The kids are all right


Pilar Valdes, Assistant Pulse Editor

According to a 2015 US Bureau of Labor report, millennials will make up 75% of the workforce by 2025. But let me take a step back. What are millennials? Who are they?

According to leading generational experts Neil Howe and William Strauss, anyone born between 1980 and 2004 is considered a millennial. So, I am a millennial, and all current highschool students are also millennials. And even though researchers dispute about who falls into the category of millennials, the younger generation in general is taking over.  In just seven years, we will be the majority. So why are our opinions still not taken seriously? The simple answer is the media.

According to Fresno-State journalism professor Tamyra Pierce, the media paints millennials with a broad brush, labelling us as arrogant, narcissistic and technology obsessed. And yes, these labels apply to some millennials. Considering there are over 80 million millennials in the United States alone, there are destined to be people out there who fit these characteristics.

But, these labels aren’t just traits of millennials, they are traits of young people who are growing up and coming of age, regardless of their generation. According to the Washington Post, Boomers, who we now characterize as ambitious and hardworking, were once portrayed as spoiled and reluctant to grow up. Sound familiar?

They’re the same traits used for millennials today. So why, according to the BBC, are millennials the most criticized generation in history? Because the technology that exists today allows for information to spread faster than ever before. All generations have changed the ways in which they obtain information to be faster.

We are saturated with media and able to obtain information in a matter of seconds. When headlines from credible reliable news sources like Time Magazine read “Millennials: The Me Me Me Generation,” it’s easy to fall into the trap of believing these stereotypes.

But what people sometimes fail to remember or even recognize is that the media that supposedly makes millennials, and teenagers in particular “lazy,” is actually how we are revolutionizing social justice and political movements.

Michaela Bethune, the head of campaigns for notes that since today’s youth has expanded access to platforms for communication, they are able to broaden their contact with like-minded people around the world to more effectively push forward on the issues that they care about.

Take, for example, the kids from Parkland, Fla. who in the wake of a terrible tragedy have begun a nationwide movement calling for stricter gun control laws. Teenagers. They have begun using social media as a platform for change, calling companies to cut ties with the NRA and planning marches and school walkouts. But still, across the board, there are people–mostly older–who discredit these teens and their opinions.

Everyone’s opinion matters. So stop taking teen’s and young people’s opinions for granted. If anything, teens should be encouraged to form a political opinion. Squashing any views or ideals that a teen has as being “idealistic” simply because they are a teenager only leads to political apathy among young people, which is the last thing this country needs.

At the end of the day, young people are our future. There’s no denying it. That’s what happens. We grow up, you grow old and we take over what older generations once had control of. It’s life. I understand not taking a 6 year old’s political opinion seriously, because they simply don’t understand the world around them and how politics impact their life.

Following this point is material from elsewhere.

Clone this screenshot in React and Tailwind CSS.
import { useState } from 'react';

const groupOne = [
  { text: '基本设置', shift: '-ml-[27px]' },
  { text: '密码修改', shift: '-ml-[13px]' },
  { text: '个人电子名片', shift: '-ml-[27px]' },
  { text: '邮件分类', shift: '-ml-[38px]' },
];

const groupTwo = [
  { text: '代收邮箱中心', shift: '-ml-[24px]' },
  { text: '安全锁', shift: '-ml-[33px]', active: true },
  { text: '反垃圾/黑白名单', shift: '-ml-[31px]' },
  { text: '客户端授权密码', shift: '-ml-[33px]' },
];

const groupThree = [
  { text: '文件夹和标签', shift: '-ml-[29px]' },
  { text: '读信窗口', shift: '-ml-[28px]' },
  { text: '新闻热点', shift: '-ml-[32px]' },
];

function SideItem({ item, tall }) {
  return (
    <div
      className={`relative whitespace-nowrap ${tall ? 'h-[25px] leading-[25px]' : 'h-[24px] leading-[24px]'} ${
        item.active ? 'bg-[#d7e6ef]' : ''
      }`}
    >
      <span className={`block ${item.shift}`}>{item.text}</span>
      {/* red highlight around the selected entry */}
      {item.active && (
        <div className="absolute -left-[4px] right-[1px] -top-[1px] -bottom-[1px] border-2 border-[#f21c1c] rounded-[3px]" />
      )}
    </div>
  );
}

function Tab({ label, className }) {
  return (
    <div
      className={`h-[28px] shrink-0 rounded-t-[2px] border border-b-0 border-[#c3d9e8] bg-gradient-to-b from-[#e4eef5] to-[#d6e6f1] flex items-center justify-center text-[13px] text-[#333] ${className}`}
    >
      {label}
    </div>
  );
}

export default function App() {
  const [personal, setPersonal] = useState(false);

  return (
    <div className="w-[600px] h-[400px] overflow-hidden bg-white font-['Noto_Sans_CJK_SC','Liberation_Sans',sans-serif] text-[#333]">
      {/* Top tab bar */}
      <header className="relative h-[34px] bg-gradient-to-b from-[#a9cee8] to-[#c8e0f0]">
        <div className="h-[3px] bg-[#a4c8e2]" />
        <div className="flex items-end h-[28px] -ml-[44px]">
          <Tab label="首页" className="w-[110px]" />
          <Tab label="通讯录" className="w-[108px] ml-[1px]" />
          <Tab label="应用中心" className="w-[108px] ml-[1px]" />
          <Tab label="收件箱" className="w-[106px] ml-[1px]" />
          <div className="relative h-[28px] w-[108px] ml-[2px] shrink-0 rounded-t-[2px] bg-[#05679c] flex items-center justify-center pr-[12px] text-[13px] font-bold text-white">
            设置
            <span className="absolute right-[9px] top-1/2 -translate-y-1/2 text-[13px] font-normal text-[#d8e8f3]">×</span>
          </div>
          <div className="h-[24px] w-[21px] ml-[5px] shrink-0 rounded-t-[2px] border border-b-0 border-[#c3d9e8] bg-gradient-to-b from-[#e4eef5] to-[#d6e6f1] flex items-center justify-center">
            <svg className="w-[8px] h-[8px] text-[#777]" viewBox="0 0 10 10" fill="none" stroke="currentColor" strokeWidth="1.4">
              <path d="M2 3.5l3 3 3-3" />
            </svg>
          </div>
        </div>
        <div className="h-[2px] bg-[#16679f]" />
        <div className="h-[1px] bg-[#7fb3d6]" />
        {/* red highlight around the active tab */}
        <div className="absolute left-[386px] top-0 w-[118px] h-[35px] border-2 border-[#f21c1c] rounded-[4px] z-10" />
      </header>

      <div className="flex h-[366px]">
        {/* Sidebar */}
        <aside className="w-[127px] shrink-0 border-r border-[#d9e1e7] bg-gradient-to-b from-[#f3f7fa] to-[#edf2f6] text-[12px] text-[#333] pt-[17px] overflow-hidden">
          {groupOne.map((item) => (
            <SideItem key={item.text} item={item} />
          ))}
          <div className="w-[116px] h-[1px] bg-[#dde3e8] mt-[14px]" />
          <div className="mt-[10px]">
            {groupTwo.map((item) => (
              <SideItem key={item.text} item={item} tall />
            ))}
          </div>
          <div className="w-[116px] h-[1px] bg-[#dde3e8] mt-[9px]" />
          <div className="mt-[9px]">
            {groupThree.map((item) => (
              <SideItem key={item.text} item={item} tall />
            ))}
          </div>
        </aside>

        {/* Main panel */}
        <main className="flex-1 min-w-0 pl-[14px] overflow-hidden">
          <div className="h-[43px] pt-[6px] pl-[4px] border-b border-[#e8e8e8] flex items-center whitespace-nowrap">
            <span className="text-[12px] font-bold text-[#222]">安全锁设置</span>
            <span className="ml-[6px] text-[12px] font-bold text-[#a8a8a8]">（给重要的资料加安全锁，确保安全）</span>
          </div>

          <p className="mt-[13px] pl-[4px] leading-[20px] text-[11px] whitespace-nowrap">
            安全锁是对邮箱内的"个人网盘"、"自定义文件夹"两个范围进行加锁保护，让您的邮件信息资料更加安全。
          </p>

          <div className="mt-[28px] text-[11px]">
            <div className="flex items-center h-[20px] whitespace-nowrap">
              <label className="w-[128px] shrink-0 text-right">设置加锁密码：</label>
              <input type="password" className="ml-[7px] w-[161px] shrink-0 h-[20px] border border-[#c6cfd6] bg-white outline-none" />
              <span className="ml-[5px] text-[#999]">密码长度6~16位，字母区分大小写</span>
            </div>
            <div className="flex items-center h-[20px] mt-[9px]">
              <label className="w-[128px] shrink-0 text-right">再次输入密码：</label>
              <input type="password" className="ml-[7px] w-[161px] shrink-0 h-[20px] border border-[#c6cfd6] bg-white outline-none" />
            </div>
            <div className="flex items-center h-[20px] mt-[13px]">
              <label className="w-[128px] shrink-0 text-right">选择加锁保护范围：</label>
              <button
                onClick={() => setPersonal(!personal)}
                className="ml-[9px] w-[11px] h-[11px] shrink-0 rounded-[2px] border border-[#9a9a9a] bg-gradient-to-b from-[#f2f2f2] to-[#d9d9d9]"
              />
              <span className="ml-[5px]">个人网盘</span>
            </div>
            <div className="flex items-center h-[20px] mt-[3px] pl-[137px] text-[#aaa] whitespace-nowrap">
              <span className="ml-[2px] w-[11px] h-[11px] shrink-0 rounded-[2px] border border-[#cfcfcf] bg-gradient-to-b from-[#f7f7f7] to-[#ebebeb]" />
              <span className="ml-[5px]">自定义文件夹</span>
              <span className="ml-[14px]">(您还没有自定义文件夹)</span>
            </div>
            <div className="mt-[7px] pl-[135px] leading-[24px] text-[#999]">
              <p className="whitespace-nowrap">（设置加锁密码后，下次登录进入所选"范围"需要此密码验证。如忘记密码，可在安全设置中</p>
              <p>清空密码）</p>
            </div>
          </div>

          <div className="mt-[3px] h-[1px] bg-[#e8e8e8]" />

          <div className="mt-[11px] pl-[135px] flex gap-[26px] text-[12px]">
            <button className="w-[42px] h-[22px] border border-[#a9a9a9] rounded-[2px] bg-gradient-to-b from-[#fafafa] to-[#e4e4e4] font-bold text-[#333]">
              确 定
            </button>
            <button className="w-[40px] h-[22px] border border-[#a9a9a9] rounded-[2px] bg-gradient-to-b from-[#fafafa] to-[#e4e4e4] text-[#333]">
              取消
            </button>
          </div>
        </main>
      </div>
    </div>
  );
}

But a 17 year old? They understand whats happening around them. In a year they will be able to vote. Encourage involvement in politics, don’t squash it. Encourage the formation of political opinions. And if you still don’t think teenagers and young people should have a voice in politics: watch out. It’s happening anyways.

Young people: do not be discouraged. Your voice matters and you opinion is valid. As much as I encourage your involvement in peaceful protests and walkouts, do not forget that your real power lies in the vote. If you are 17 now and will be 18 in the general election, you can vote in the primary. Register to vote and make your voice heard. If you’re like me and won’t be 18 by the general election: do not be discouraged. Use your voice.

Movements led by students and young people have made massive changes in the past: we can do so now. Whatever you believe, wherever you fall on the political spectrum, make your voice heard. It matters and it is important. Remember: we are the future, and our opinions are valid.